When I was offered the 2014 Range Rover Sport for a test-drive, it was hard not to be intimidated by the size. Even though the Sport is smaller than its brother Range Rover, it is still a mighty big engine.
But slipping into the luxurious cabin, my intimidation quickly turned into self-assurance. The high seating position offered excellent visibility, and with it my confidence also rose.
The handling was so sharp and light that it was hard to believe I was driving a car of such scale, but it all makes sense when you think about why the Range Rover Sport was created in the first place.

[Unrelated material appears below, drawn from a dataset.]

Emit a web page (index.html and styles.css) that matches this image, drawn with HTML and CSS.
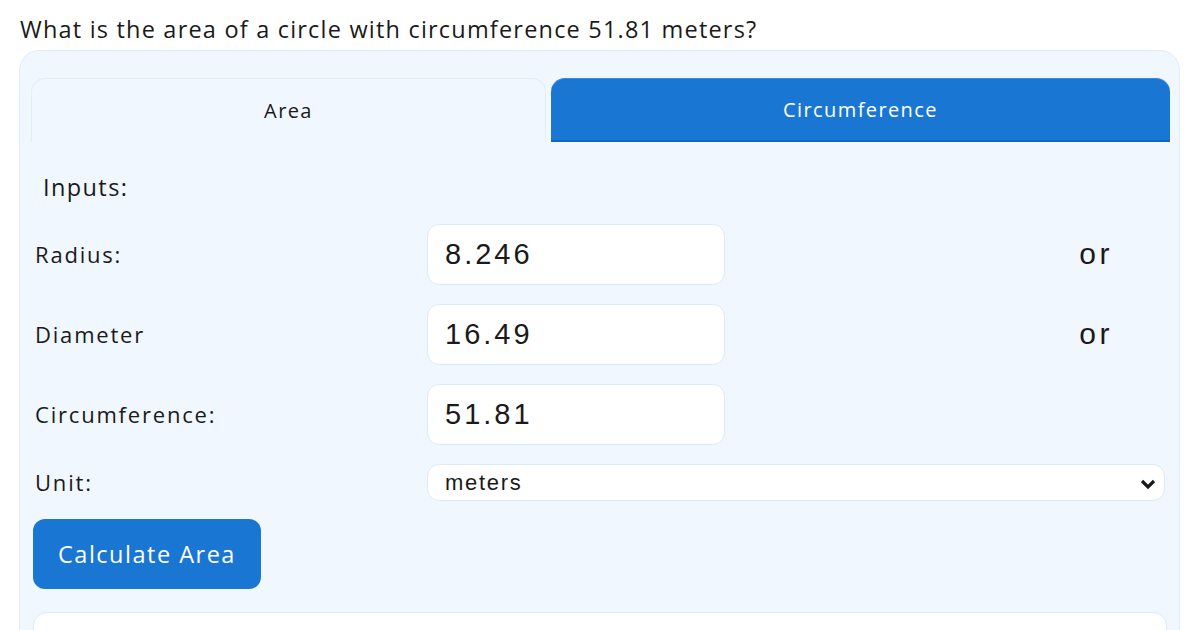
FILE: index.html
```html
<!DOCTYPE html>
<html lang="en">
<head>
    <meta charset="UTF-8">
    <meta name="viewport" content="width=device-width, initial-scale=1.0">
    <link rel="stylesheet" href="styles.css">
    <title>Circle Area Calculator</title>
</head>
<body>
<div class="pagina">

    <h1 class="pregunta">What is the area of a circle with circumference 51.81 meters?</h1>

    <div class="calculadora">
        <!-- Pestañas -->
        <div class="pestanas">
            <button type="button" class="pestana">Area</button>
            <button type="button" class="pestana activa">Circumference</button>
        </div>

        <div class="contenido">
            <h2 class="tituloInputs">Inputs:</h2>

            <form class="formulario" onsubmit="return false">
                <label class="etiqueta" for="radio">Radius:</label>
                <input type="text" id="radio" class="campo" value="8.246">
                <span class="separador">or</span>

                <label class="etiqueta" for="diametro">Diameter</label>
                <input type="text" id="diametro" class="campo" value="16.49">
                <span class="separador">or</span>

                <label class="etiqueta" for="circunferencia">Circumference:</label>
                <input type="text" id="circunferencia" class="campo" value="51.81">
                <span></span>

                <label class="etiqueta" for="unidad">Unit:</label>
                <div class="selectorUnidad">
                    <select id="unidad" class="unidad">
                        <option>meters</option>
                        <option>feet</option>
                        <option>inches</option>
                    </select>
                    <svg class="flecha" width="16" height="12" viewBox="0 0 16 12">
                        <path d="M2 3 L8 9 L14 3" fill="none" stroke="#1a1a1a" stroke-width="3.2"/>
                    </svg>
                </div>
            </form>

            <button type="button" class="calcular">Calculate Area</button>

            <div class="resultado"></div>
        </div>
    </div>

</div>
</body>
</html>
```

FILE: styles.css
```css
body {
    margin: 0;
    font-family: "Open Sans", "Noto Sans", sans-serif;
    color: #1a1a1a;
    background-color: #ffffff;
}

.pagina {
    box-sizing: border-box;
    height: 100vh;
    overflow: hidden;
    padding: 14px 20px 0 19px;
}

.pregunta {
    margin: 0 0 6px 1px;
    font-size: 23.5px;
    font-weight: 400;
    letter-spacing: 1.2px;
    line-height: 30px;
}

.calculadora {
    background-color: #f0f7fe;
    border: 1px solid #deeefc;
    border-radius: 20px;
    padding: 27px 9px 20px 11px;
}

.pestanas {
    display: flex;
    gap: 5px;
}

.pestana {
    flex: 1 1 auto;
    height: 64px;
    font-family: "Open Sans", sans-serif;
    font-size: 20px;
    letter-spacing: 1.4px;
    color: #1a1a1a;
    background-color: #f0f7fe;
    border: 1px solid #e0eefb;
    border-bottom: none;
    border-radius: 14px 14px 0 0;
    cursor: pointer;
}

.pestana.activa {
    background-color: #1976d2;
    color: #ffffff;
    border: none;
    border-top: 1px solid #3a89d8;
    border-bottom: 2px solid #1565c0;
}

.contenido {
    padding: 0 3px 0 2px;
}

.tituloInputs {
    margin: 30px 0 22px 10px;
    font-size: 23.5px;
    font-weight: 400;
    letter-spacing: 1.4px;
    line-height: 30px;
}

.formulario {
    display: grid;
    grid-template-columns: 394px 298px 1fr;
    grid-template-rows: 60px 60px 60px 36px;
    row-gap: 20px;
    align-items: center;
}

.etiqueta {
    font-size: 22px;
    letter-spacing: 1.8px;
    padding-left: 2px;
}

.campo {
    box-sizing: border-box;
    height: 61px;
    width: 298px;
    padding: 0 17px;
    font-family: "Liberation Sans", Arial, sans-serif;
    font-size: 29px;
    letter-spacing: 3px;
    color: #1a1a1a;
    background-color: #ffffff;
    border: 1px solid #dbebfa;
    border-radius: 12px;
    outline: none;
}

.separador {
    justify-self: end;
    margin-right: 54px;
    font-family: "Liberation Sans", Arial, sans-serif;
    font-size: 30px;
    letter-spacing: 3.5px;
}

.selectorUnidad {
    grid-column: 2 / 4;
    position: relative;
    margin-right: 2px;
}

.unidad {
    appearance: none;
    box-sizing: border-box;
    width: 100%;
    height: 37px;
    padding: 0 17px;
    font-family: "Liberation Sans", Arial, sans-serif;
    font-size: 22px;
    letter-spacing: 1.7px;
    color: #1a1a1a;
    background-color: #ffffff;
    border: 1px solid #dbebfa;
    border-radius: 12px;
    outline: none;
}

.flecha {
    position: absolute;
    right: 9px;
    top: 14px;
}

.calcular {
    display: block;
    margin-top: 19px;
    width: 228px;
    height: 70px;
    font-family: "Open Sans", sans-serif;
    font-size: 23.5px;
    letter-spacing: 1.5px;
    color: #ffffff;
    background-color: #1976d2;
    border: none;
    border-radius: 12px;
    cursor: pointer;
}

.resultado {
    margin-top: 23px;
    height: 40px;
    background-color: #ffffff;
    border: 1px solid #dcecfb;
    border-radius: 14px;
}
```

|Range Rover Sport ― Design: ★★★★☆ / Interior: ★★★★★ / Performance: ★★★★☆ / Fuel economy: ★★★☆☆ / Cost and A/S: ★★★☆☆|
The vehicle is the second-generation of the smaller but sportier Range Rover SUV, and all the improvements of the fully redesigned Sport start with a diet.
It has lost 420 kilograms as it shares a new all-aluminum chassis with the standard-size Range Rover. The car is faster, more agile and more refined than its predecessor, according to the carmaker.
The 3.0-liter V6 turbo diesel engine generates 292 horsepower and a torque of 61.2 kilograms per meter. It takes only 7.2 seconds to accelerate from 0 to 100 kilometers per hour.
The downsizing, along with a new eight-speed automatic transmission, also results in a higher fuel economy rating of 10.6 kilometers per liter. For those who still feel thirsty, the carmaker plans to introduce a diesel hybrid and plug-in hybrid versions in the coming years.
The shape is less boxy than the outgoing Sport. The overall flowing style has embraced the hip, urban design qualities from the Evoque, another member of the Range Rover family.
The interior has also been lavishly revamped. The cabin is calm and architectural, drawn to play up pure stretches of leather and aluminum. The buttons and switches have been reduced and refined as much as possible.
I watched the U.K.’s Top Gear hosts take the luxury SUV to ford streams or climb over rocks surrounded by an exotic landscape. But I believe its owners typically spend more of their time driving in town.
Of course, all Range Rover Sport models come with full-time four-wheel drive, hill descent control, hill start assist and Land Rover’s Terrain Response system.
My ride on paved roads was comfortable and controlled. The Sport was a taut, agile machine that tackles corners smoothly.
I could enjoy the pure power of the V6 diesel engine with additional performance when adjusted to “dynamic mode.” The steering felt nicely weighted and accurate.
There are few SUVs of this size and weight that will be able to keep up. One key rival is the Porsche Cayenne. I think the Cayenne’s style looks sexier but the Range Rover Sport offers more virtues that SUV enthusiasts would expect.
In Korea, the two V6 turbo-diesel and supercharged-gasoline engines are available and the base price starts from 116.8 million won ($109,414).